JIT engines (and compilers) often generate a familiar instruction patterns. Many JIT engines Target specific languages (like JS) and as result have "simpler" optimizers (less time to do this) and possibly more stable instruction patterns. So my money is on somebody fuzzing the required JS code.
To be fair, the Intel post alludes to collaborating with AMD/ARM on mitigating Spectre, but userspace memory leaking is wholly separate from kernel memory leaking (Meltdown, which only affects Intel processors).
It's a developing story, but from the information we have so far, it does look like Intel involving AMD is a disingenuous since AMD processors are not affected by the most serious of the issues.
It's too early to say which is ultimately the most real-world serious.
From the Spectre note (which does affect AMD):
In addition to violating process isolation boundaries using native code, Spectre attacks can also be used to violate browser sandboxing, by mounting them via portable JavaScript code. We wrote a JavaScript program that successfully reads data from the address space of the browser process running it.
How quickly are we going to see attacks targeting BTC/ETH wallets, apps etc. on clients and cloud hosted exchanges?
(Edit: there are 9 posts total, go to her user page to see them all)
Seems there are two issues.

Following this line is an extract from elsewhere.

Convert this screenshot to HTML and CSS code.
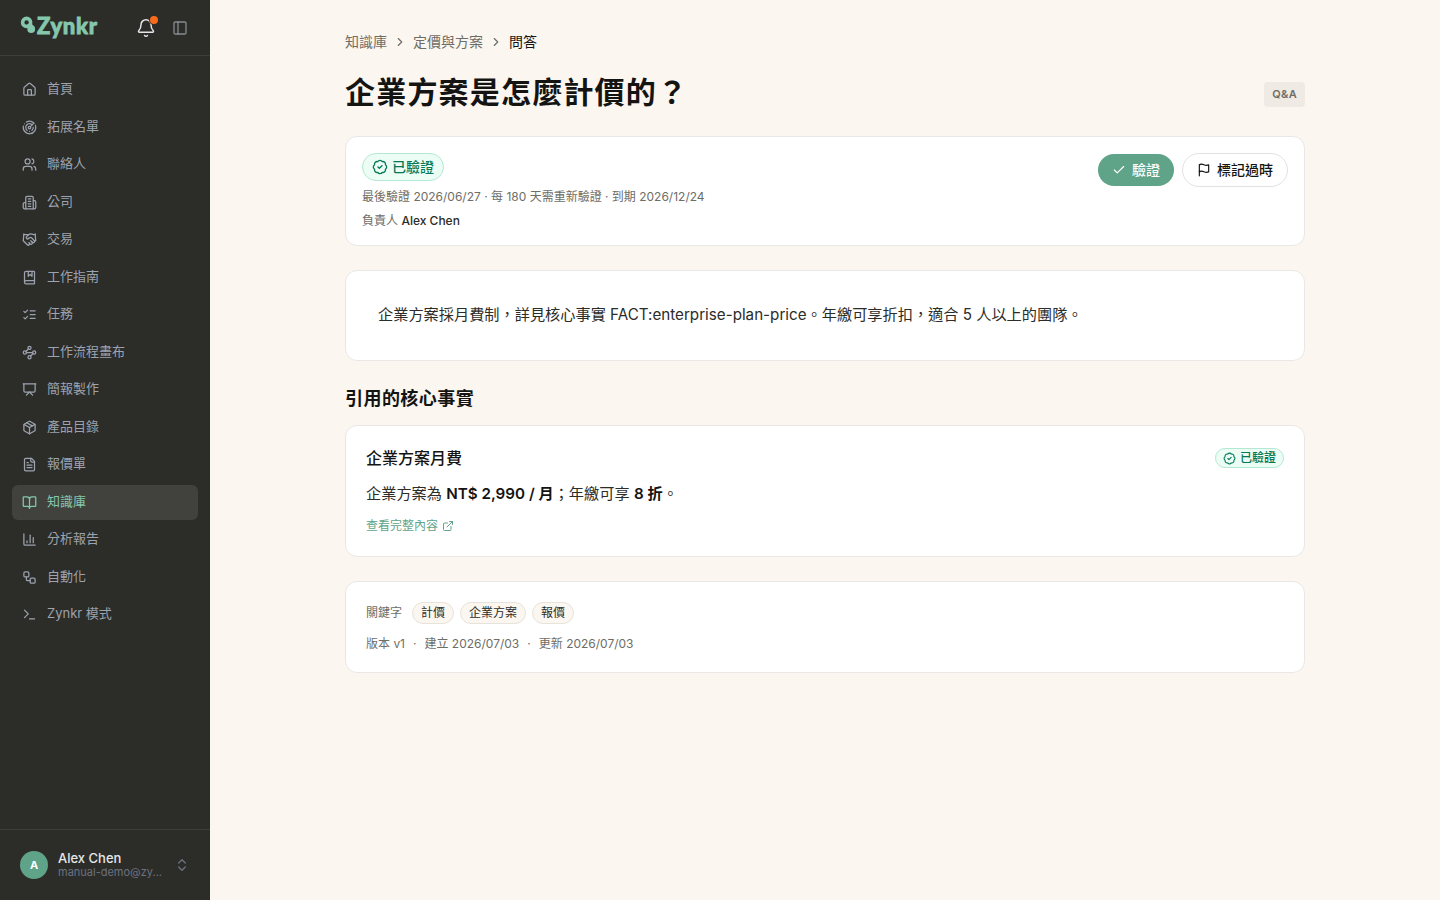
FILE: index.html
```html
<!DOCTYPE html>
<html lang="zh-Hant">

<head>
  <meta charset="utf-8">
  <title>企業方案是怎麼計價的？ - Zynkr</title>
  <link rel="stylesheet" href="styles.css">
</head>

<body>
  <div class="app">
    <!-- Sidebar -->
    <aside class="sidebar">
      <div class="sidebar-header">
        <a class="logo">
          <svg class="logo-mark" viewBox="0 0 16 18"><circle cx="6.6" cy="6.4" r="4" fill="none" stroke="currentColor" stroke-width="3.6"/><circle cx="11.2" cy="13" r="3.9" fill="currentColor"/><path d="M9.4 7.5l2.6 5" stroke="currentColor" stroke-width="4.4"/></svg>
          <span class="logo-text">Zynkr</span>
        </a>
        <div class="header-actions">
          <div class="bell">
            <svg class="icon" viewBox="0 0 24 24"><path d="M10.268 21a2 2 0 0 0 3.464 0"/><path d="M3.262 15.326A1 1 0 0 0 4 17h16a1 1 0 0 0 .74-1.673C19.41 13.956 18 12.499 18 8A6 6 0 0 0 6 8c0 4.499-1.411 5.956-2.738 7.326"/></svg>
            <span class="bell-dot"></span>
          </div>
          <svg class="icon panel-toggle" viewBox="0 0 24 24"><rect width="18" height="18" x="3" y="3" rx="2"/><path d="M9 3v18"/></svg>
        </div>
      </div>

      <nav class="nav">
        <a class="nav-item">
          <svg class="icon" viewBox="0 0 24 24"><path d="M15 21v-8a1 1 0 0 0-1-1h-4a1 1 0 0 0-1 1v8"/><path d="M3 10a2 2 0 0 1 .709-1.528l7-5.999a2 2 0 0 1 2.582 0l7 5.999A2 2 0 0 1 21 10v9a2 2 0 0 1-2 2H5a2 2 0 0 1-2-2z"/></svg>
          <span>首頁</span>
        </a>
        <a class="nav-item">
          <svg class="icon" viewBox="0 0 24 24"><path d="M19.07 4.93A10 10 0 0 0 6.99 3.34"/><path d="M4 6h.01"/><path d="M2.29 9.62A10 10 0 1 0 21.31 8.35"/><path d="M16.24 7.76A6 6 0 1 0 8.23 16.67"/><path d="M12 18h.01"/><path d="M17.99 11.66A6 6 0 0 1 15.77 16.67"/><circle cx="12" cy="12" r="2"/><path d="m13.41 10.59 5.66-5.66"/></svg>
          <span>拓展名單</span>
        </a>
        <a class="nav-item">
          <svg class="icon" viewBox="0 0 24 24"><path d="M16 21v-2a4 4 0 0 0-4-4H6a4 4 0 0 0-4 4v2"/><circle cx="9" cy="7" r="4"/><path d="M22 21v-2a4 4 0 0 0-3-3.87"/><path d="M16 3.13a4 4 0 0 1 0 7.75"/></svg>
          <span>聯絡人</span>
        </a>
        <a class="nav-item">
          <svg class="icon" viewBox="0 0 24 24"><path d="M6 22V4a2 2 0 0 1 2-2h8a2 2 0 0 1 2 2v18Z"/><path d="M6 12H4a2 2 0 0 0-2 2v6a2 2 0 0 0 2 2h2"/><path d="M18 9h2a2 2 0 0 1 2 2v9a2 2 0 0 1-2 2h-2"/><path d="M10 6h4"/><path d="M10 10h4"/><path d="M10 14h4"/><path d="M10 18h4"/></svg>
          <span>公司</span>
        </a>
        <a class="nav-item">
          <svg class="icon" viewBox="0 0 24 24"><path d="m11 17 2 2a1 1 0 1 0 3-3"/><path d="m14 14 2.5 2.5a1 1 0 1 0 3-3l-3.88-3.88a3 3 0 0 0-4.24 0l-.88.88a1 1 0 1 1-3-3l2.81-2.81a5.79 5.79 0 0 1 7.06-.87l.47.28a2 2 0 0 0 1.42.25L21 4"/><path d="m21 3 1 11h-2"/><path d="M3 3 2 14l6.5 6.5a1 1 0 1 0 3-3"/><path d="M3 4h8"/></svg>
          <span>交易</span>
        </a>
        <a class="nav-item">
          <svg class="icon" viewBox="0 0 24 24"><path d="M10 2v8l3-3 3 3V2"/><path d="M4 19.5v-15A2.5 2.5 0 0 1 6.5 2H19a1 1 0 0 1 1 1v18a1 1 0 0 1-1 1H6.5a1 1 0 0 1 0-5H20"/></svg>
          <span>工作指南</span>
        </a>
        <a class="nav-item">
          <svg class="icon" viewBox="0 0 24 24"><path d="m3 17 2 2 4-4"/><path d="m3 7 2 2 4-4"/><path d="M13 6h8"/><path d="M13 12h8"/><path d="M13 18h8"/></svg>
          <span>任務</span>
        </a>
        <a class="nav-item">
          <svg class="icon" viewBox="0 0 24 24"><circle cx="12" cy="4.5" r="2.5"/><path d="m10.2 6.3-3.9 3.9"/><circle cx="4.5" cy="12" r="2.5"/><path d="M7 12h10"/><circle cx="19.5" cy="12" r="2.5"/><path d="m13.8 17.7 3.9-3.9"/><circle cx="12" cy="19.5" r="2.5"/></svg>
          <span>工作流程畫布</span>
        </a>
        <a class="nav-item">
          <svg class="icon" viewBox="0 0 24 24"><path d="M2 3h20"/><path d="M21 3v11a2 2 0 0 1-2 2H5a2 2 0 0 1-2-2V3"/><path d="m7 21 5-5 5 5"/></svg>
          <span>簡報製作</span>
        </a>
        <a class="nav-item">
          <svg class="icon" viewBox="0 0 24 24"><path d="M11 21.73a2 2 0 0 0 2 0l7-4A2 2 0 0 0 21 16V8a2 2 0 0 0-1-1.73l-7-4a2 2 0 0 0-2 0l-7 4A2 2 0 0 0 3 8v8a2 2 0 0 0 1 1.73z"/><path d="M12 22V12"/><path d="m3.3 7 8.7 5 8.7-5"/><path d="m7.5 4.27 9 5.15"/></svg>
          <span>產品目錄</span>
        </a>
        <a class="nav-item">
          <svg class="icon" viewBox="0 0 24 24"><path d="M15 2H6a2 2 0 0 0-2 2v16a2 2 0 0 0 2 2h12a2 2 0 0 0 2-2V7Z"/><path d="M14 2v4a2 2 0 0 0 2 2h4"/><path d="M10 9H8"/><path d="M16 13H8"/><path d="M16 17H8"/></svg>
          <span>報價單</span>
        </a>
        <a class="nav-item active">
          <svg class="icon" viewBox="0 0 24 24"><path d="M12 7v14"/><path d="M3 18a1 1 0 0 1-1-1V4a1 1 0 0 1 1-1h5a4 4 0 0 1 4 4 4 4 0 0 1 4-4h5a1 1 0 0 1 1 1v13a1 1 0 0 1-1 1h-6a3 3 0 0 0-3 3 3 3 0 0 0-3-3z"/></svg>
          <span>知識庫</span>
        </a>
        <a class="nav-item">
          <svg class="icon" viewBox="0 0 24 24"><path d="M3 3v16a2 2 0 0 0 2 2h16"/><path d="M18 17V9"/><path d="M13 17V5"/><path d="M8 17v-3"/></svg>
          <span>分析報告</span>
        </a>
        <a class="nav-item">
          <svg class="icon" viewBox="0 0 24 24"><rect width="8" height="8" x="3" y="3" rx="2"/><path d="M7 11v4a2 2 0 0 0 2 2h4"/><rect width="8" height="8" x="13" y="13" rx="2"/></svg>
          <span>自動化</span>
        </a>
        <a class="nav-item">
          <svg class="icon" viewBox="0 0 24 24"><path d="m4 17 6-6-6-6"/><path d="M12 19h8"/></svg>
          <span>Zynkr 模式</span>
        </a>
      </nav>

      <div class="user">
        <div class="avatar">A</div>
        <div class="user-info">
          <div class="user-name">Alex Chen</div>
          <div class="user-email">manual-demo@zy...</div>
        </div>
        <svg class="icon user-chevrons" viewBox="0 0 24 24"><path d="m7 15 5 5 5-5"/><path d="m7 9 5-5 5 5"/></svg>
      </div>
    </aside>

    <!-- Article -->
    <main class="main">
      <div class="content">
        <div class="breadcrumb">
          <span>知識庫</span>
          <svg class="icon" viewBox="0 0 24 24"><path d="m9 18 6-6-6-6"/></svg>
          <span>定價與方案</span>
          <svg class="icon" viewBox="0 0 24 24"><path d="m9 18 6-6-6-6"/></svg>
          <span class="current">問答</span>
        </div>

        <div class="title-row">
          <h1>企業方案是怎麼計價的？</h1>
          <span class="type-tag">Q&amp;A</span>
        </div>

        <section class="card verify-card">
          <div class="verify-info">
            <span class="badge">
              <svg class="icon" viewBox="0 0 24 24"><path d="M3.85 8.62a4 4 0 0 1 4.78-4.77 4 4 0 0 1 6.74 0 4 4 0 0 1 4.78 4.78 4 4 0 0 1 0 6.74 4 4 0 0 1-4.77 4.78 4 4 0 0 1-6.75 0 4 4 0 0 1-4.78-4.77 4 4 0 0 1 0-6.76Z"/><path d="m9 12 2 2 4-4"/></svg>
              <span>已驗證</span>
            </span>
            <p class="meta">最後驗證 2026/06/27 · 每 180 天需重新驗證 · 到期 2026/12/24</p>
            <p class="meta">負責人 <span class="owner">Alex Chen</span></p>
          </div>
          <div class="actions">
            <button class="btn btn-primary">
              <svg class="icon" viewBox="0 0 24 24"><path d="M20 6 9 17l-5-5"/></svg>
              <span>驗證</span>
            </button>
            <button class="btn btn-outline">
              <svg class="icon" viewBox="0 0 24 24"><path d="M4 15s1-1 4-1 5 2 8 2 4-1 4-1V3s-1 1-4 1-5-2-8-2-4 1-4 1z"/><path d="M4 22v-7"/></svg>
              <span>標記過時</span>
            </button>
          </div>
        </section>

        <section class="card body-card">
          <p>企業方案採月費制，詳見核心事實 FACT:enterprise-plan-price。年繳可享折扣，適合 5 人以上的團隊。</p>
        </section>

        <h2>引用的核心事實</h2>

        <section class="card fact-card">
          <div class="fact-head">
            <h3>企業方案月費</h3>
            <span class="badge badge-small">
              <svg class="icon" viewBox="0 0 24 24"><path d="M3.85 8.62a4 4 0 0 1 4.78-4.77 4 4 0 0 1 6.74 0 4 4 0 0 1 4.78 4.78 4 4 0 0 1 0 6.74 4 4 0 0 1-4.77 4.78 4 4 0 0 1-6.75 0 4 4 0 0 1-4.78-4.77 4 4 0 0 1 0-6.76Z"/><path d="m9 12 2 2 4-4"/></svg>
              <span>已驗證</span>
            </span>
          </div>
          <p class="fact-text">企業方案為 <strong>NT$ 2,990 / 月</strong>；年繳可享 <strong>8 折</strong>。</p>
          <a class="fact-link">
            查看完整內容
            <svg class="icon" viewBox="0 0 24 24"><path d="M15 3h6v6"/><path d="M10 14 21 3"/><path d="M18 13v6a2 2 0 0 1-2 2H5a2 2 0 0 1-2-2V8a2 2 0 0 1 2-2h6"/></svg>
          </a>
        </section>

        <section class="card info-card">
          <div class="keywords">
            <span class="keywords-label">關鍵字</span>
            <span class="chip">計價</span>
            <span class="chip">企業方案</span>
            <span class="chip">報價</span>
          </div>
          <div class="versions">
            <span>版本 v1</span>
            <span>·</span>
            <span>建立 2026/07/03</span>
            <span>·</span>
            <span>更新 2026/07/03</span>
          </div>
        </section>
      </div>
    </main>
  </div>
</body>

</html>
```
FILE: styles.css
```css
* {
  box-sizing: border-box;
}

body {
  margin: 0;
  font-family: Inter, "Noto Sans CJK TC", sans-serif;
  font-size: 14px;
  color: #141412;
  background: #fbf6f0;
}

h1, h2, h3, p {
  margin: 0;
}

.icon {
  fill: none;
  stroke: currentColor;
  stroke-width: 2;
  stroke-linecap: round;
  stroke-linejoin: round;
  flex-shrink: 0;
}

.app {
  display: flex;
  height: 100vh;
}

/* Sidebar */
.sidebar {
  display: flex;
  flex-direction: column;
  width: 210px;
  flex-shrink: 0;
  background: #2c2c28;
  color: #9ca3af;
}

.sidebar-header {
  display: flex;
  align-items: center;
  justify-content: space-between;
  height: 56px;
  padding: 0 22px 0 20px;
  border-bottom: 1px solid #3d3d39;
}

.logo {
  display: flex;
  align-items: flex-start;
  gap: 1px;
  height: 23px;
  color: #84c7ad;
}

.logo-mark {
  width: 16px;
  height: 18px;
}

.logo-text {
  margin-top: 1px;
  font-family: Lato, sans-serif;
  font-size: 22px;
  line-height: 18px;
  font-weight: 900;
  letter-spacing: 0.7px;
  -webkit-text-stroke: 0.8px #84c7ad;
}

.header-actions {
  display: flex;
  align-items: center;
  gap: 16px;
}

.bell {
  position: relative;
  width: 20px;
  height: 20px;
  color: #e5e7eb;
}

.bell .icon {
  display: block;
  width: 20px;
  height: 20px;
  stroke-width: 1.75;
}

.bell-dot {
  position: absolute;
  top: -2px;
  right: -2px;
  width: 8px;
  height: 8px;
  border-radius: 50%;
  background: #f96b1b;
  box-shadow: 0 0 0 1px #2c2c28;
}

.panel-toggle {
  width: 16px;
  height: 16px;
  color: #858b93;
}

.nav {
  display: flex;
  flex-direction: column;
  gap: 2px;
  flex: 1;
  padding: 16px 12px;
}

.nav-item {
  display: flex;
  align-items: center;
  gap: 10px;
  height: 35.5px;
  padding: 0 10px;
  border-radius: 6px;
  font-size: 13px;
  line-height: 19.5px;
}

.nav-item .icon {
  width: 15px;
  height: 15px;
}

.nav-item span {
  margin-bottom: 2px;
}

.nav-item.active {
  background: #41413d;
  color: #84c7ad;
}

.user {
  display: flex;
  align-items: center;
  gap: 10px;
  height: 71px;
  padding: 0 20px;
  border-top: 1px solid #3d3d39;
}

.avatar {
  display: flex;
  align-items: center;
  justify-content: center;
  width: 28px;
  height: 28px;
  border-radius: 50%;
  background: #5fa389;
  color: #fff;
  font-size: 11px;
  font-weight: 700;
}

.user-info {
  width: 106px;
}

.user-name {
  font-size: 13px;
  line-height: 14px;
  font-weight: 500;
  color: #e5e7eb;
}

.user-email {
  white-space: nowrap;
  font-size: 11px;
  line-height: 14px;
  color: #6b7280;
}

.user-chevrons {
  width: 16px;
  height: 16px;
  color: #6b7280;
}

/* Article */
.main {
  flex: 1;
  padding: 32px 0;
}

.content {
  width: 960px;
  margin: 0 auto;
}

.breadcrumb {
  display: flex;
  align-items: center;
  gap: 6px;
  line-height: 20px;
  color: #6e6d66;
}

.breadcrumb .icon {
  width: 14px;
  height: 14px;
}

.breadcrumb .current {
  color: #141412;
}

.title-row {
  display: flex;
  align-items: center;
  justify-content: space-between;
  height: 45px;
  margin: 18px 0 21px;
}

h1 {
  font-size: 30px;
  line-height: 45px;
  font-weight: 700;
  letter-spacing: 1.2px;
}

.type-tag {
  height: 25px;
  padding: 0 8px;
  margin-top: 3px;
  border-radius: 4px;
  background: #efeae4;
  color: #6e6d66;
  font-size: 11px;
  line-height: 25px;
  font-weight: 600;
  letter-spacing: 0.3px;
}

.card {
  border: 1px solid #e9e8e6;
  border-radius: 12px;
  background: #fff;
}

.verify-card {
  display: flex;
  justify-content: space-between;
  align-items: flex-start;
  height: 110px;
  padding: 16px;
}

.badge {
  display: inline-flex;
  align-items: center;
  gap: 4px;
  height: 28px;
  padding: 0 9px;
  border: 1px solid #b5e8d3;
  border-radius: 14px;
  background: #ebfdf5;
  color: #047857;
  font-size: 14px;
  line-height: 20px;
  font-weight: 500;
}

.badge .icon {
  width: 16px;
  height: 16px;
}

.badge-small {
  gap: 4px;
  height: 20px;
  padding: 0 7px;
  font-size: 12px;
  line-height: 16px;
}

.badge-small .icon {
  width: 13px;
  height: 13px;
}

.verify-info {
  display: flex;
  flex-direction: column;
  align-items: flex-start;
  gap: 8px;
}

.meta {
  font-size: 12px;
  line-height: 16px;
  color: #6e6d66;
}

.owner {
  font-weight: 500;
  color: #2c2c28;
}

.actions {
  display: flex;
  align-items: center;
  gap: 8px;
}

.btn {
  display: flex;
  align-items: center;
  gap: 6px;
  height: 32px;
  padding: 0 14px;
  border: 0;
  border-radius: 17px;
  font-family: inherit;
  font-size: 14px;
  line-height: 20px;
  font-weight: 500;
}

.btn .icon {
  width: 14px;
  height: 14px;
}

.btn-primary {
  background: #5fa389;
  color: #fff;
}

.btn-outline {
  height: 34px;
  border: 1px solid #e2e2e2;
  background: #fff;
  color: #141412;
}

.body-card {
  margin-top: 24px;
  padding: 31px 32px 33px;
}

.body-card p {
  font-size: 15.2px;
  line-height: 25px;
  color: #2c2c28;
}

h2 {
  margin: 25px 0 13px;
  font-size: 18px;
  line-height: 26px;
  font-weight: 600;
  letter-spacing: 0.45px;
}

.fact-card {
  height: 132px;
  padding: 20px;
}

.fact-head {
  display: flex;
  align-items: center;
  justify-content: space-between;
}

h3 {
  font-size: 16px;
  line-height: 24px;
  font-weight: 500;
}

.fact-text {
  margin-top: 11px;
  font-size: 15.2px;
  line-height: 25px;
  color: #2c2c28;
}

.fact-text strong {
  font-weight: 600;
  color: #141412;
}

.fact-link {
  display: flex;
  align-items: center;
  gap: 4px;
  margin-top: 11px;
  font-size: 12px;
  line-height: 18px;
  color: #5fa389;
}

.fact-link .icon {
  width: 12px;
  height: 12px;
}

.info-card {
  display: flex;
  flex-direction: column;
  gap: 12px;
  margin-top: 24px;
  padding: 20px;
  font-size: 12px;
  color: #6e6d66;
}

.keywords {
  display: flex;
  align-items: center;
  gap: 6px;
}

.keywords-label {
  margin-right: 4px;
  line-height: 16px;
}

.chip {
  height: 22px;
  padding: 0 8px;
  border: 1px solid #e8e3da;
  border-radius: 11px;
  background: #fbf6f0;
  color: #2c2c28;
  line-height: 20px;
}

.versions {
  display: flex;
  gap: 8px;
  line-height: 16px;
}
```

One, called Meltdown, only effects Intel and is REALLY bad, but the kernel page table changes everyone is making fixes it.
The other, dubbed Spectre, is apparently common to the way all processors handle speculative execution and is unfixable without new hardware.
I’d like to know more about that but I haven’t seen anything yet.
Whoever discovered this stuff on Google’s team deserves some sort of computer security Nobel prize.